L'enfant s'est réveillé alors que nous longions le lac. Il s'impatiente un peu mais il ne nous reste que quelques centaines de mètres pour atteindre le second de vue. Nous voilà arrivés. De notre promontoire, nous observons la langue d'eau en contrebas et les quelques minuscules bateaux. Nous grignotons tranquillement nos sandwichs et repartons : nous voulons rentrer avant l'orage qui s'annonce. Le retour est plus facile car principalement en descente. L'enfant est réveillé et nous abreuve d'un flot continue de paroles, questions, chansons, onomatopées et autres interventions. Lorsque la descente devient trop abrupte, nous le faisons de nouveau descendre de sa chaise à porteur pour éviter que Seb ne se casse la figure (ce qu'il fera tout de même deux fois sans faire de blessés). Le sol humide est très glissant mais l'enfant est prudent et me tient fermement la main. Au bout d'un moment, il s'assoit sur un cailloux et déclare "moi je vais faire une pause ici pour me reposer". On comprend qu'il a fourni l'effort dont il était capable et il retourne dans le sac à dos pour la fin de la balade.

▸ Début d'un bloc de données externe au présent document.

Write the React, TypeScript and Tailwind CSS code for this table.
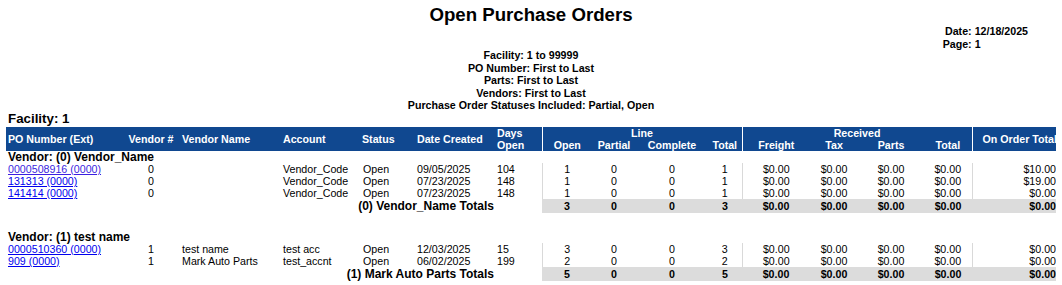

Lorsque nous arrivons à la voiture, l'air est lourd et chaud mais il ne pleut pas. Nous sommes en sueur. Nous retournons au camping prendre une douche puis j'emmène directement l'enfant à la piscine. Nous avons même le temps de nous rendre ensuite à la chocolaterie située à l'entrée du camping pour prendre un goûter avant que la pluie ne nous force à rentrer. L'averse éclate enfin et nous passons tout le début de la soirée dans la salle commune où nous prenons notre repas. Plus tard, la pluie s'est calmée et nous rejoignons deux autres familles installées près d'un beau feu sous le préau. Il y a plein d'autres enfants ce qui nous permet à nous la tranquillité car l'enfant est occupé. Le lendemain, nous nous réveillons au sec mais nous pressons de ranger les affaires. À peine ai-je replié la tente que l'averse éclate. Nous quittons le Saguenay sous la pluie.